OBJECTIVE: Locate all lines in the data below that hold "styles" and show them.
━━━ SUPPLIED DATA ━━━
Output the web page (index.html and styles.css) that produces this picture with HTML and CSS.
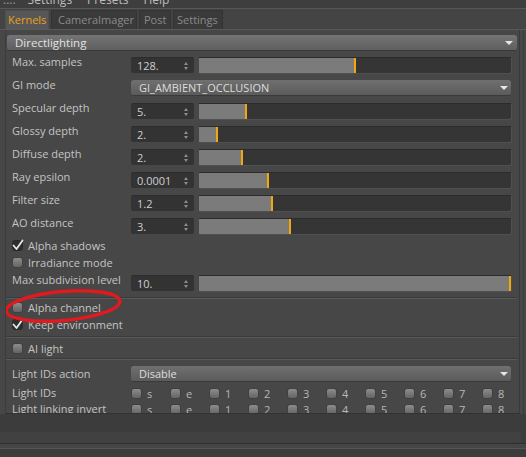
FILE: index.html
```
<!DOCTYPE html>
<html>
<head>
<meta charset="utf-8">
<link rel="stylesheet" href="styles.css">
</head>
<body>
<div class="menubar">
  <span class="grip">::::</span><span class="menu">Settings</span><span class="menu">Presets</span><span class="menu">Help</span>
</div>
<div class="tabs">
  <div class="tab active t1">Kernels</div>
  <div class="tab t2">CameraImager</div>
  <div class="tab t3">Post</div>
  <div class="tab t4">Settings</div>
</div>
<div class="main">
  <div class="panel">
    <div class="group-head"><span>Directlighting</span><span class="arrow"></span></div>

    <div class="row"><div class="lbl">Max. samples</div><div class="num">128.<span class="spin"></span></div><div class="slider"><div class="fill" style="width:157px"></div></div></div>
    <div class="row"><div class="lbl">GI mode</div><div class="drop"><span>GI_AMBIENT_OCCLUSION</span><span class="arrow"></span></div></div>
    <div class="row"><div class="lbl">Specular depth</div><div class="num">5.<span class="spin"></span></div><div class="slider"><div class="fill" style="width:48px"></div></div></div>
    <div class="row"><div class="lbl">Glossy depth</div><div class="num">2.<span class="spin"></span></div><div class="slider"><div class="fill" style="width:19px"></div></div></div>
    <div class="row"><div class="lbl">Diffuse depth</div><div class="num">2.<span class="spin"></span></div><div class="slider"><div class="fill" style="width:44px"></div></div></div>
    <div class="row"><div class="lbl">Ray epsilon</div><div class="num">0.0001<span class="spin"></span></div><div class="slider"><div class="fill" style="width:70px"></div></div></div>
    <div class="row"><div class="lbl">Filter size</div><div class="num">1.2<span class="spin"></span></div><div class="slider"><div class="fill" style="width:74px"></div></div></div>
    <div class="row last"><div class="lbl">AO distance</div><div class="num">3.<span class="spin"></span></div><div class="slider"><div class="fill" style="width:92px"></div></div></div>

    <div class="check"><span class="box on"><svg width="12" height="12" viewBox="0 0 12 12"><path d="M1.5 6.5 L4.5 10 L10.5 1.5" fill="none" stroke="#e6e6e6" stroke-width="1.8" stroke-linecap="round" stroke-linejoin="round"/></svg></span>Alpha shadows</div>
    <div class="check"><span class="box"></span>Irradiance mode</div>

    <div class="row sub"><div class="lbl">Max subdivision level</div><div class="num">10.<span class="spin"></span></div><div class="slider"><div class="fill" style="width:312px"></div></div></div>

    <div class="sep s1"></div>
    <div class="check"><span class="box"></span>Alpha channel</div>
    <div class="check"><span class="box on"><svg width="12" height="12" viewBox="0 0 12 12"><path d="M1.5 6.5 L4.5 10 L10.5 1.5" fill="none" stroke="#e6e6e6" stroke-width="1.8" stroke-linecap="round" stroke-linejoin="round"/></svg></span>Keep environment</div>
    <div class="sep s2"></div>
    <div class="check"><span class="box"></span>AI light</div>
    <div class="sep s3"></div>

    <div class="row ids-action"><div class="lbl">Light IDs action</div><div class="drop"><span>Disable</span><span class="arrow"></span></div></div>
    <div class="idrow"><div class="lbl">Light IDs</div>
      <div class="ids">
        <span class="id"><span class="box"></span>s</span><span class="id"><span class="box"></span>e</span><span class="id"><span class="box"></span>1</span><span class="id"><span class="box"></span>2</span><span class="id"><span class="box"></span>3</span><span class="id"><span class="box"></span>4</span><span class="id"><span class="box"></span>5</span><span class="id"><span class="box"></span>6</span><span class="id"><span class="box"></span>7</span><span class="id"><span class="box"></span>8</span>
      </div>
    </div>
    <div class="idrow"><div class="lbl">Light linking invert</div>
      <div class="ids">
        <span class="id"><span class="box"></span>s</span><span class="id"><span class="box"></span>e</span><span class="id"><span class="box"></span>1</span><span class="id"><span class="box"></span>2</span><span class="id"><span class="box"></span>3</span><span class="id"><span class="box"></span>4</span><span class="id"><span class="box"></span>5</span><span class="id"><span class="box"></span>6</span><span class="id"><span class="box"></span>7</span><span class="id"><span class="box"></span>8</span>
      </div>
    </div>

    <svg class="mark" width="130" height="40" viewBox="0 0 130 40"><ellipse cx="61" cy="20" rx="57" ry="14.5" transform="rotate(-5 61 20)" fill="none" stroke="#e01a1e" stroke-width="3.4"/></svg>
  </div>
  <div class="scroll"></div>
</div>
<div class="footer">
  <div class="f1"></div>
  <div class="f2"></div>
  <div class="f3"></div>
</div>
</body>
</html>
```
FILE: styles.css
```
* { box-sizing: border-box; }
html, body { margin: 0; padding: 0; }
body {
  width: 526px;
  height: 457px;
  overflow: hidden;
  background: #474747;
  font-family: "Open Sans", "Noto Sans", sans-serif;
  font-size: 11px;
  color: #c4c4c4;
}
.menubar {
  height: 9px;
  overflow: hidden;
  background: #3e3e3e;
  border-bottom: 1px solid #575757;
  display: flex;
  align-items: flex-end;
  padding-left: 3px;
  color: #bcbcbc;
  font-size: 12px;
}
.menubar span { line-height: 14px; margin-bottom: 1px; }
.menubar .grip { margin-right: 12px; letter-spacing: 0px; color: #9a9a9a; }
.menubar .menu { margin-right: 15px; }
.tabs {
  height: 21px;
  background: #444;
  border-bottom: 1px solid #585858;
  display: flex;
  padding-left: 5px;
  padding-top: 1px;
  gap: 2px;
}
.tab {
  height: 19px;
  line-height: 18px;
  padding-left: 6px;
  background: #3a3a3a;
  border: 1px solid #333;
  border-bottom: none;
  color: #8a8a8a;
  font-size: 11px;
  white-space: nowrap;
  overflow: hidden;
}
.t1 { width: 44px; padding-left: 2px; }
.t2 { width: 86px; }
.t3 { width: 32px; padding-left: 4px; }
.t4 { width: 50px; padding-left: 3px; }
.tab.active { background: #575757; color: #eaa21c; border-color: #4e4e4e; }
.main { display: flex; height: 384px; }
.panel {
  position: relative;
  margin-left: 5px;
  width: 515px;
  border-left: 1px solid #3c3c3c;
  border-right: 1px solid #393939;
  border-bottom: 1px solid #333;
  padding: 5px 8px 0 6px;
  overflow: hidden;
}
.scroll { width: 4px; border-right: 1px solid #3a3a3a; }
.group-head {
  height: 16px;
  margin: 0 -6px 6px -5px;
  border-radius: 3px;
  background: linear-gradient(#747474, #5f5f5f);
  border-bottom: 1px solid #3a3a3a;
  display: flex;
  align-items: center;
  justify-content: space-between;
  padding: 0 4px 0 8px;
  color: #e2e2e2;
  font-size: 11.5px;
}
.arrow {
  width: 0; height: 0;
  border-left: 4px solid transparent;
  border-right: 4px solid transparent;
  border-top: 4px solid #e6e6e6;
}
.row { display: flex; height: 16px; margin-bottom: 7px; align-items: center; }
.row.last { margin-bottom: 3px; }
.lbl { width: 119px; flex: none; line-height: 14px; }
.row .lbl { margin-top: -6px; }
.num {
  width: 63px; height: 16px; flex: none;
  background: #333;
  border-radius: 2px;
  border-top: 1px solid #2c2c2c;
  position: relative;
  padding-left: 6px;
  line-height: 16px;
  color: #cfcfcf;
}
.spin {
  position: absolute; right: 6px; top: 4px;
  width: 0; height: 0;
  border-left: 2px solid transparent; border-right: 2px solid transparent;
  border-bottom: 3px solid #8e8e8e;
}
.spin::after {
  content: ""; position: absolute; left: -2px; top: 5px;
  border-left: 2px solid transparent; border-right: 2px solid transparent;
  border-top: 3px solid #8e8e8e;
}
.slider {
  margin-left: 5px;
  width: 312px; height: 16px;
  background: #353535;
  border-top: 1px solid #2b2b2b;
  border-radius: 0 0 2px 0;
  box-shadow: 1px 1px 0 #505050;
  display: flex;
}
.fill { height: 100%; background: #7b7b7b; border-right: 2px solid #f2a70f; }
.drop {
  width: 380px; height: 16px;
  border-radius: 3px;
  background: linear-gradient(#707070, #5b5b5b);
  border-bottom: 1px solid #3a3a3a;
  display: flex; align-items: center; justify-content: space-between;
  padding: 0 3px 0 8px;
  color: #dedede;
}
.check { height: 17px; display: flex; align-items: center; line-height: 14px; }
.box {
  width: 11px; height: 11px; flex: none;
  border-radius: 3px;
  background: linear-gradient(#8c8c8c, #646464);
  border: 1px solid #404040;
  margin-right: 5px;
  position: relative;
}
.box.on { background: #2e2e2e; border-color: #2a2a2a; }
.box svg { position: absolute; left: -1px; top: -2px; }
.row.sub { margin-top: 4px; margin-bottom: 0; }
.sep { height: 2px; border-top: 1px solid #3a3a3a; background: #5a5a5a; margin-right: -6px; margin-left: -6px; }
.s1 { margin-top: 6px; }
.s2 { margin-top: 3px; margin-bottom: 2px; }
.s3 { margin-top: 1px; margin-bottom: 6px; }
.ids-action { margin-bottom: 3px; }
.ids-action .lbl { margin-top: 0; }
.idrow { display: flex; height: 16px; align-items: center; }
.ids { display: flex; }
.id { width: 39px; display: flex; align-items: center; color: #b8b8b8; }
.mark { position: absolute; left: -4px; top: 256px; }
.footer { height: 43px; background: #3c3c3c; }
.f1 { height: 18px; }
.f2 { height: 11px; width: 521px; border-radius: 0 4px 4px 0; background: #414141; }
.f3 { height: 6px; border-top: 1px solid #2e2e2e; border-bottom: 1px solid #565656; background: #454545; }
```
━━━
PROBLEM SOLUTION:
Output the web page (index.html and styles.css) that produces this picture with HTML and CSS.
<link rel="stylesheet" href="styles.css">
FILE: styles.css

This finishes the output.